- Task input -
=-=-=

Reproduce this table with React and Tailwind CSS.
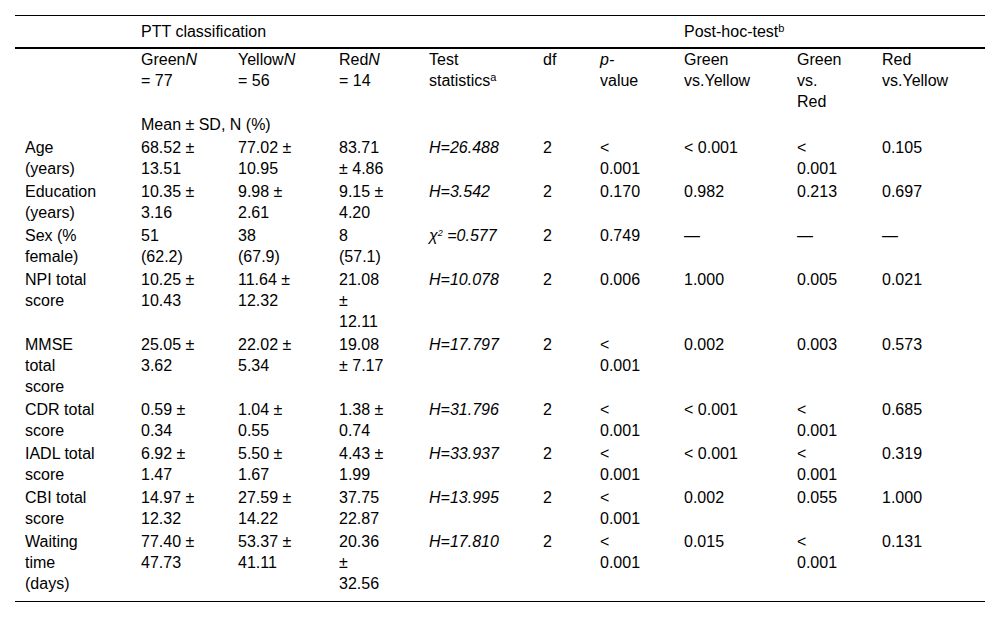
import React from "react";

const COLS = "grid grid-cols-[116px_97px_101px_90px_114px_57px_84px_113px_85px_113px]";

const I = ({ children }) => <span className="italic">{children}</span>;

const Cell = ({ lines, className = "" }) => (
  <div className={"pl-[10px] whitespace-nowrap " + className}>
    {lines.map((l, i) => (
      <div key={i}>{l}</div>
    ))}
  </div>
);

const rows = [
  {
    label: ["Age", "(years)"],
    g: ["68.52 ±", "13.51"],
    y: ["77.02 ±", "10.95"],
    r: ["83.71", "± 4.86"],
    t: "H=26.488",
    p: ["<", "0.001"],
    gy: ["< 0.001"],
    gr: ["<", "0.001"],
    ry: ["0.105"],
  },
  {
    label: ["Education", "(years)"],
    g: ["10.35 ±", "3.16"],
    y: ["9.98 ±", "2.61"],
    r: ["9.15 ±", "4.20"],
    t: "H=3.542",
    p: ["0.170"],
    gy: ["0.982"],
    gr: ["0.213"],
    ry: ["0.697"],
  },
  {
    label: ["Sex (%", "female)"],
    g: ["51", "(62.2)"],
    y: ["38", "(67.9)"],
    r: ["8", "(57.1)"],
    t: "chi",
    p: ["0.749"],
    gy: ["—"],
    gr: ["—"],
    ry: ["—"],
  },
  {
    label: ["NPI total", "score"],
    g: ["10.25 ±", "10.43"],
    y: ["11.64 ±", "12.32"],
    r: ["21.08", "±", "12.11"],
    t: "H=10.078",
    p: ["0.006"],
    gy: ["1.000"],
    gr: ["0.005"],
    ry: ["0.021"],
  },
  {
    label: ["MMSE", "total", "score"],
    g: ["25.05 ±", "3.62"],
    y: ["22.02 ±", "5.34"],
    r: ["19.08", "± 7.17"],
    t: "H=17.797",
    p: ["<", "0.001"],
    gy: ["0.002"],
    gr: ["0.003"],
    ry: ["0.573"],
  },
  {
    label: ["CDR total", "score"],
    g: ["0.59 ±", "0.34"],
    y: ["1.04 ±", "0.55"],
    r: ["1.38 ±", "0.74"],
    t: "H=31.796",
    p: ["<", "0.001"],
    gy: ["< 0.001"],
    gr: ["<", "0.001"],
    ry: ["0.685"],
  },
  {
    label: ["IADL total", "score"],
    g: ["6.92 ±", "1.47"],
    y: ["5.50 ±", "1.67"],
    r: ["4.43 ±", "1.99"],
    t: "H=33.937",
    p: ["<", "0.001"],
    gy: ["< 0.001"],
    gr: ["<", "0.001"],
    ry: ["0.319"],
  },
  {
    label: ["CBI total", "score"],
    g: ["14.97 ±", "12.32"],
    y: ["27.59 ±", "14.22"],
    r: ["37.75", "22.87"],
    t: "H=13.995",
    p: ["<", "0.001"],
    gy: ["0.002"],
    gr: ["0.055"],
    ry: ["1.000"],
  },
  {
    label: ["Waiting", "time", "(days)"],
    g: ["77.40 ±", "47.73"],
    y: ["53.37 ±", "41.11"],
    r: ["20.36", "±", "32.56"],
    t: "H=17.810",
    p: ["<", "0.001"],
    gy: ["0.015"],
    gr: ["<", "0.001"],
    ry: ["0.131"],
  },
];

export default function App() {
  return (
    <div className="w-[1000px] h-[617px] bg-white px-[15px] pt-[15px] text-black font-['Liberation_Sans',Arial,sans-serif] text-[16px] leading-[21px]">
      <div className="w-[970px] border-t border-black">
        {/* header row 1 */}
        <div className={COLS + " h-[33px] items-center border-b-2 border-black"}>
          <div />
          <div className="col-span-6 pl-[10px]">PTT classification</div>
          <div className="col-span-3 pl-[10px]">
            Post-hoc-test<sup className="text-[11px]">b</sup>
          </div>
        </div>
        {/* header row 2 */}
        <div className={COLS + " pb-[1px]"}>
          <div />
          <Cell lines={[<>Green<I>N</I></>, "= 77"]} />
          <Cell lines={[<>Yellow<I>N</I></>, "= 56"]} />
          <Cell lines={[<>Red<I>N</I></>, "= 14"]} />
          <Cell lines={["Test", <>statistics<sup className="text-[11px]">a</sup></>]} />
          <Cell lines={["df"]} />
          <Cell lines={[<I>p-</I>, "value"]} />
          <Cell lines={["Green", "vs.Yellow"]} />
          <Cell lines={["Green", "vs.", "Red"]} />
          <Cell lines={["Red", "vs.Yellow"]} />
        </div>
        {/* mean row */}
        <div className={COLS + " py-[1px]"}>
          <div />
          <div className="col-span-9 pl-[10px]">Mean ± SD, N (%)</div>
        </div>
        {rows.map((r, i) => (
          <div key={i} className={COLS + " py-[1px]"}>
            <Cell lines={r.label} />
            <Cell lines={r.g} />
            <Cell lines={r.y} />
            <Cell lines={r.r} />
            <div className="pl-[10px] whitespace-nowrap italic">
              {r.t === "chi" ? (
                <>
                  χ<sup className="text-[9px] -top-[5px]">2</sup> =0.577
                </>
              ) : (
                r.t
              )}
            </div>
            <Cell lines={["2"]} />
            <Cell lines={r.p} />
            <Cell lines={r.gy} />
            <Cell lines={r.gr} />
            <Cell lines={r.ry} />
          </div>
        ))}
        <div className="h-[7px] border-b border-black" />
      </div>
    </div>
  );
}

=-=-=

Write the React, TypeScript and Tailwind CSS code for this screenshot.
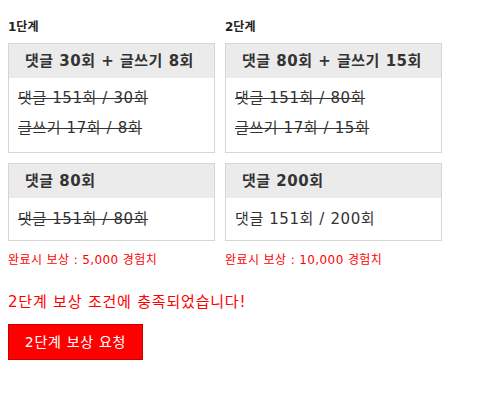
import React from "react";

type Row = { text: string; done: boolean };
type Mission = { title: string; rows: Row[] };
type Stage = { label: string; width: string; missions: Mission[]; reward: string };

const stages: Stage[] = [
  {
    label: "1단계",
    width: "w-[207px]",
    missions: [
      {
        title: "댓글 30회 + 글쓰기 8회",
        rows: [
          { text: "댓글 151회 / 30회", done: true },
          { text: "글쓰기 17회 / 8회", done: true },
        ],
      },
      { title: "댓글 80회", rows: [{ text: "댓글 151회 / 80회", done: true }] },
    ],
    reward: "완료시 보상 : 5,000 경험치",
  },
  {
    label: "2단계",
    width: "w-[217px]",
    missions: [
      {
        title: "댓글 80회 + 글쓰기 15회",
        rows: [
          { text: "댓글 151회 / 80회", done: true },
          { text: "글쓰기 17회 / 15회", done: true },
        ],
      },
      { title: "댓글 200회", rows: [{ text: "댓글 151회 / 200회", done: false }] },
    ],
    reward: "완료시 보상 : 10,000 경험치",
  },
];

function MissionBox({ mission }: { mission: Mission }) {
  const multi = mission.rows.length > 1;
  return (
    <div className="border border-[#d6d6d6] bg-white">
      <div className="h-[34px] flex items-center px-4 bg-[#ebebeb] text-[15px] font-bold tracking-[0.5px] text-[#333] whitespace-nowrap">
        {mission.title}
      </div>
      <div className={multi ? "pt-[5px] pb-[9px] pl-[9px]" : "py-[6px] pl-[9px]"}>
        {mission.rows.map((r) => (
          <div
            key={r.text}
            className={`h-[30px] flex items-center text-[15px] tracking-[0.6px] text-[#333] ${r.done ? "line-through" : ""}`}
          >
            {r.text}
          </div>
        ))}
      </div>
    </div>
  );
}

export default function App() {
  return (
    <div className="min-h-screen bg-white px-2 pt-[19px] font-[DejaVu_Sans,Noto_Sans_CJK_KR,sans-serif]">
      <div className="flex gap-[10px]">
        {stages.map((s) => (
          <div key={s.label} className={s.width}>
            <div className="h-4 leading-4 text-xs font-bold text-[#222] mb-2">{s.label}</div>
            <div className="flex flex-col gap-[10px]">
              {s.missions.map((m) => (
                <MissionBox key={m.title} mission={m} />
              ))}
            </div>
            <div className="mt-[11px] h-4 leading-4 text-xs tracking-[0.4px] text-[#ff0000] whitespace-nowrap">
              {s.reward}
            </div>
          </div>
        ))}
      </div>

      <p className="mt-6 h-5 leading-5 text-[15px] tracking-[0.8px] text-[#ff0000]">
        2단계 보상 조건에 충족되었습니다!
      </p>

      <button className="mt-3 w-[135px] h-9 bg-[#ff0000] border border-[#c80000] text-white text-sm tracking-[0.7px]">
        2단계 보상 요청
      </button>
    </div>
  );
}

=-=-=

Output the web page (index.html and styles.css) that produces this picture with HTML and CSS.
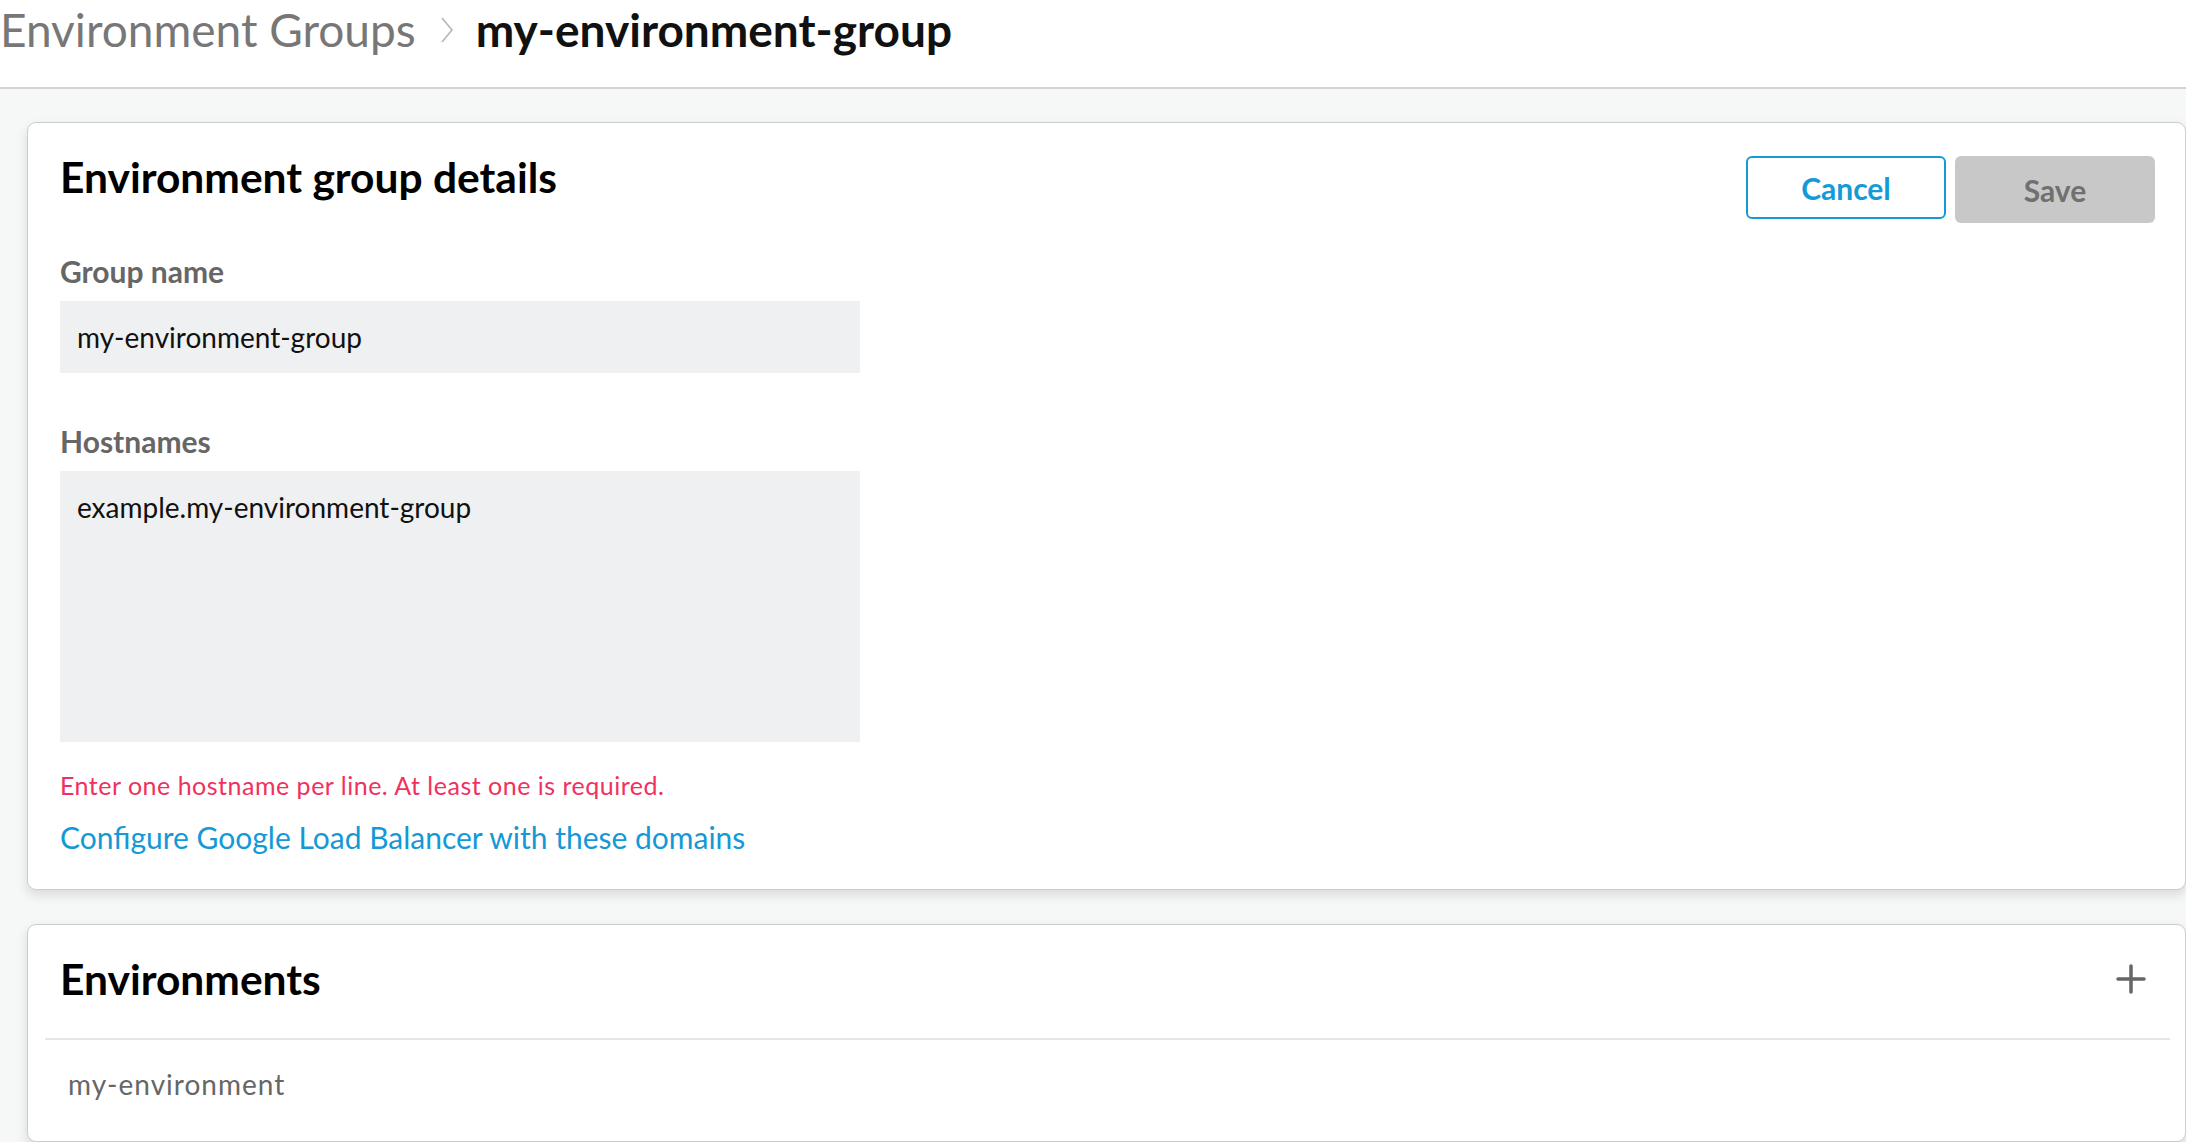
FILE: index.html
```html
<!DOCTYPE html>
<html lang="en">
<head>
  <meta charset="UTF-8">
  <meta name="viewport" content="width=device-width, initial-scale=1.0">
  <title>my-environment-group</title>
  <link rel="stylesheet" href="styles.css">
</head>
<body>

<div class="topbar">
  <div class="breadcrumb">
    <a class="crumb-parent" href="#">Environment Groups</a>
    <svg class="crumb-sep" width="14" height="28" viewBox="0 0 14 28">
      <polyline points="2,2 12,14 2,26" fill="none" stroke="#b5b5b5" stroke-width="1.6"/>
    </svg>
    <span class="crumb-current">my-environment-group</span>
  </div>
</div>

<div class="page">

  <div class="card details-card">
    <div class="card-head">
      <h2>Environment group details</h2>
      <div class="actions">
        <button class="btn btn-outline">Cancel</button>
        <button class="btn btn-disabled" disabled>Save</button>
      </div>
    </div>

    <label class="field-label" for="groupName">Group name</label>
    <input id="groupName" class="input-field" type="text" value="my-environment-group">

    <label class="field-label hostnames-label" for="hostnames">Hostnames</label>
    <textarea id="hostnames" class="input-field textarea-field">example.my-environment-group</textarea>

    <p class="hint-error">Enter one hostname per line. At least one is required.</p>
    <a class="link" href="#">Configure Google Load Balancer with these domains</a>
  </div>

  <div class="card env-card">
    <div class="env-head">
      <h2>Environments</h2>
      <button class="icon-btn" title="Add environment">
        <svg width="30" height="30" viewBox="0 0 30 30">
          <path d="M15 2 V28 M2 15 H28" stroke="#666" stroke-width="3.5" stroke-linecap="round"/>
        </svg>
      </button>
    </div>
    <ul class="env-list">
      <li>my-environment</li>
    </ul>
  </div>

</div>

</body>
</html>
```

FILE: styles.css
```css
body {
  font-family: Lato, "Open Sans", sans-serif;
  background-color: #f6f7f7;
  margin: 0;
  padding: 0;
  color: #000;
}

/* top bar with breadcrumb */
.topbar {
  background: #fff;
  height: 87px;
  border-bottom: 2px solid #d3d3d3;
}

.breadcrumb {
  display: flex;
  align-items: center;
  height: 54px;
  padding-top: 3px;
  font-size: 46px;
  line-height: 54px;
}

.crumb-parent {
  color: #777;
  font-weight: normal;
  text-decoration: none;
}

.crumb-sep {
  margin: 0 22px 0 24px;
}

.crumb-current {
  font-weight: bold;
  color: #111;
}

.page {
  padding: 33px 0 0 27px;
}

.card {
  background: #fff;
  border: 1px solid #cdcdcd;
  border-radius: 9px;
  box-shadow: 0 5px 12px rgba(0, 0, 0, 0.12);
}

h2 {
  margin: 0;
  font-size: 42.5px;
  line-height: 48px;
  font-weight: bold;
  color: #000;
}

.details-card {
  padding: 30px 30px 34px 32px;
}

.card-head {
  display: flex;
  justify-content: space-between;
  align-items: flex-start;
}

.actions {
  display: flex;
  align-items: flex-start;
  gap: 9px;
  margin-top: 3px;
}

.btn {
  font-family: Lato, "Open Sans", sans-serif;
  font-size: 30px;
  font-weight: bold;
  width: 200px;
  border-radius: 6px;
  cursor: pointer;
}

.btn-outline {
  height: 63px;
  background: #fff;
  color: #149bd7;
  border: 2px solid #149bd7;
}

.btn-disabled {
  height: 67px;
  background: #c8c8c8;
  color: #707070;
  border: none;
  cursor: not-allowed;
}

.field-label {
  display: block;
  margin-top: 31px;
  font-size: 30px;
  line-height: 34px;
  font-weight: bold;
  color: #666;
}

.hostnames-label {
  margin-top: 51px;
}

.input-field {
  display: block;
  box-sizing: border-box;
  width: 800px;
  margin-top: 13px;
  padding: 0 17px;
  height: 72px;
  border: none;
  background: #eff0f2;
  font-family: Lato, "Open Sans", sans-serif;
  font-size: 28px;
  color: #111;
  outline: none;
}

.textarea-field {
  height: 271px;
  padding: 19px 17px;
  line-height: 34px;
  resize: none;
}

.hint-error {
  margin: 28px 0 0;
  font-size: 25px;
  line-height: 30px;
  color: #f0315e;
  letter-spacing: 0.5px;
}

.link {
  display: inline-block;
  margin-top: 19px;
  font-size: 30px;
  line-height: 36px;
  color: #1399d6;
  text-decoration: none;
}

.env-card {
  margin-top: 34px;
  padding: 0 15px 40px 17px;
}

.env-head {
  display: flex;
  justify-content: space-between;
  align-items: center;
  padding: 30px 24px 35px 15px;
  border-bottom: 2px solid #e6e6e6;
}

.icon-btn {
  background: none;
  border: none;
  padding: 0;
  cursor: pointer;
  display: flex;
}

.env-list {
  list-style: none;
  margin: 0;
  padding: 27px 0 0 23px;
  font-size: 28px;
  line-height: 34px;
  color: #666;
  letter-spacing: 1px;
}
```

=-=-=

- Stated goal -
Copy only the lines above from the one containing "Write the React, TypeScript" through the one containing "string; width: string;", both included. Leave out the pictures.

- Task result -
Write the React, TypeScript and Tailwind CSS code for this screenshot.
import React from "react";

type Row = { text: string; done: boolean };
type Mission = { title: string; rows: Row[] };
type Stage = { label: string; width: string; missions: Mission[]; reward: string };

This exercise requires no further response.